An output γ correction table is set for each correction value shown in FIG. 36 and they are stored in the RAM. When the correction value α is 0.8 for example, the print density obtained from the output γ correction table selected from the correction value is 20% lighter than when the density is not corrected by the correction value.

Other methods of correcting the density variations may be employed. For example, some thermal ink jet type print heads is driven by the PWM control that uses a double pulse as a pulse applied to the heating body. When the sensor output voltage exceeds the reference (for example, in the case of pattern B and D), a pre-pulse is made shorter than the reference pulse width to reduce the amount of ink ejected. When on the other hand the sensor output voltage is lower than the reference (for example, in the case of pattern C), the pre-pulse is made longer than the reference pulse width to increase the ejection amount. In this way, the ejection pulse is changed to correct the amount of ink ejected from the nozzle to an appropriate value. This can also correct the density variations.

Because the print pattern is measured by using a relatively inexpensive optical sensor and the correction is automatically performed according to the result of measurement, not only can the density variation correction processing be executed without using an expensive input device such as scanner but the cost of the apparatus can also be kept relatively low.

[Fourth Embodiment]

In the third embodiment the printing apparatus measures a print pattern by using an optical sensor having three light emitting elements with different spectrum characteristics.

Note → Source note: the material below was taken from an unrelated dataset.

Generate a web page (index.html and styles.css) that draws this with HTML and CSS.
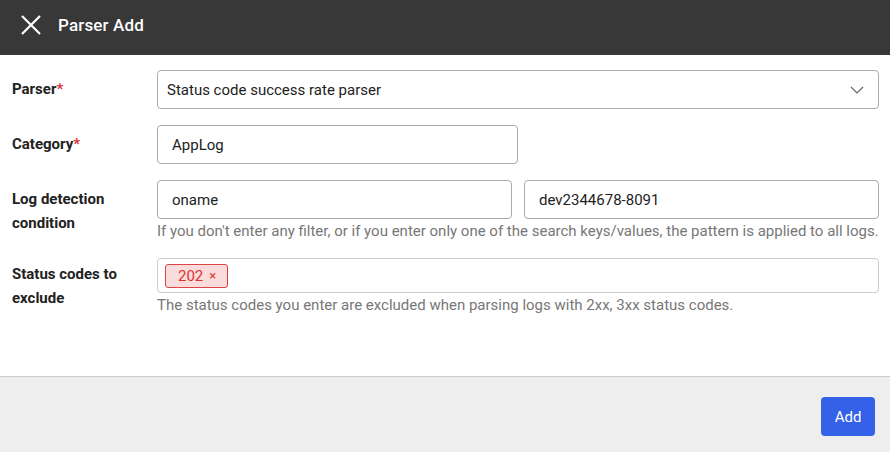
FILE: index.html
```html
<!DOCTYPE html>
<html>
<head>
<meta charset="utf-8">
<link rel="stylesheet" href="styles.css">
</head>
<body>
<div class="dialog">
  <header class="hdr">
    <svg class="close" width="20" height="20" viewBox="0 0 20 20"><path d="M1 1L19 19M19 1L1 19" stroke="#fff" stroke-width="2.2" fill="none"/></svg>
    <span class="title">Parser Add</span>
  </header>
  <main class="body">
    <div class="row">
      <div class="lbl">Parser<span class="req">*</span></div>
      <div class="ctl">
        <div class="field select">
          <span>Status code success rate parser</span>
          <svg width="14" height="8" viewBox="0 0 14 8"><path d="M1 1L7 7L13 1" stroke="#666" stroke-width="1.2" fill="none"/></svg>
        </div>
      </div>
    </div>
    <div class="row">
      <div class="lbl">Category<span class="req">*</span></div>
      <div class="ctl">
        <div class="field half">AppLog</div>
      </div>
    </div>
    <div class="row">
      <div class="lbl">Log detection condition</div>
      <div class="ctl">
        <div class="pair">
          <div class="field">oname</div>
          <div class="field">dev2344678-8091</div>
        </div>
        <div class="help">If you don't enter any filter, or if you enter only one of the search keys/values, the pattern is applied to all logs.</div>
      </div>
    </div>
    <div class="row">
      <div class="lbl lbl-tight">Status codes to exclude</div>
      <div class="ctl">
        <div class="field tags"><span class="tag">202 <span class="x">×</span></span></div>
        <div class="help">The status codes you enter are excluded when parsing logs with 2xx, 3xx status codes.</div>
      </div>
    </div>
  </main>
  <footer class="ftr">
    <button class="btn">Add</button>
  </footer>
</div>
</body>
</html>
```
FILE: styles.css
```css
* { box-sizing: border-box; }
html, body { margin: 0; padding: 0; }
body {
  font-family: Roboto, "Liberation Sans", sans-serif;
  font-size: 15px;
  color: #222;
  width: 890px;
  height: 452px;
  overflow: hidden;
}
.dialog { display: flex; flex-direction: column; height: 452px; }
.hdr {
  height: 55px;
  background: #383838;
  display: flex;
  align-items: center;
  padding: 0 0 6px 21px;
  color: #fff;
}
.close { margin-right: 17px; }
.title { font-size: 17px; font-weight: 500; letter-spacing: 0.15px; }
.body {
  flex: 1;
  padding: 15px 11px 0 12px;
  display: flex;
  flex-direction: column;
  gap: 16px;
  background: #fff;
}
.row { display: flex; }
.lbl {
  width: 145px;
  font-weight: 700;
  color: #222;
  line-height: 24px;
  padding-top: 7px;
  padding-right: 25px;
}
.lbl-tight { padding-top: 4px; }
.req { color: #d33; }
.ctl { flex: 1; }
.field {
  height: 39px;
  border: 1px solid #aaa;
  border-radius: 4px;
  display: flex;
  align-items: center;
  padding: 0 14px;
  color: #222;
}
.select { justify-content: space-between; padding: 0 14px 0 9px; }
.half { width: 361px; }
.pair { display: grid; grid-template-columns: 355px 1fr; gap: 12px; }
.help { color: #777; line-height: 22px; margin-top: 1px; }
.tags { height: 35px; padding: 0 7px; border-color: #ccc; }
.tag {
  display: inline-flex;
  align-items: center;
  height: 24px;
  padding: 0 10px 0 12px;
  background: #fbdcdc;
  border: 1px solid #d44;
  border-radius: 3px;
  color: #d33;
  font-size: 15px;
  width: 63px;
}
.tag .x { margin-left: 6px; font-size: 13px; }
.ftr {
  height: 76px;
  background: #eee;
  border-top: 1px solid #ccc;
  display: flex;
  justify-content: flex-end;
  align-items: flex-start;
  padding: 20px 15px 0 0;
}
.btn {
  height: 39px;
  width: 54px;
  background: #3361e8;
  color: #fff;
  border: none;
  border-radius: 4px;
  font-family: inherit;
  font-size: 15px;
}
```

In the fourth embodiment we will explain about a printing apparatus using an optical sensor having only one light emitting element.

In this embodiment, it is assumed that the optical sensor 30 has only a green light emitting element.

The three colors of black, cyan and magenta have overlapping light absorbance characteristics and are partially included in the spectrum distribution range of the green light emitting element. Therefore, the print patterns printed with these three color inks can be measured. A print pattern printed with a yellow ink, however, cannot be measured because yellow is not included in the spectrum distribution range of green. Thus, in this embodiment, yellow is overlapped with another color to generate a secondary color included in the spectrum distribution range of green, and the secondary color is measured to detect density variations of yellow.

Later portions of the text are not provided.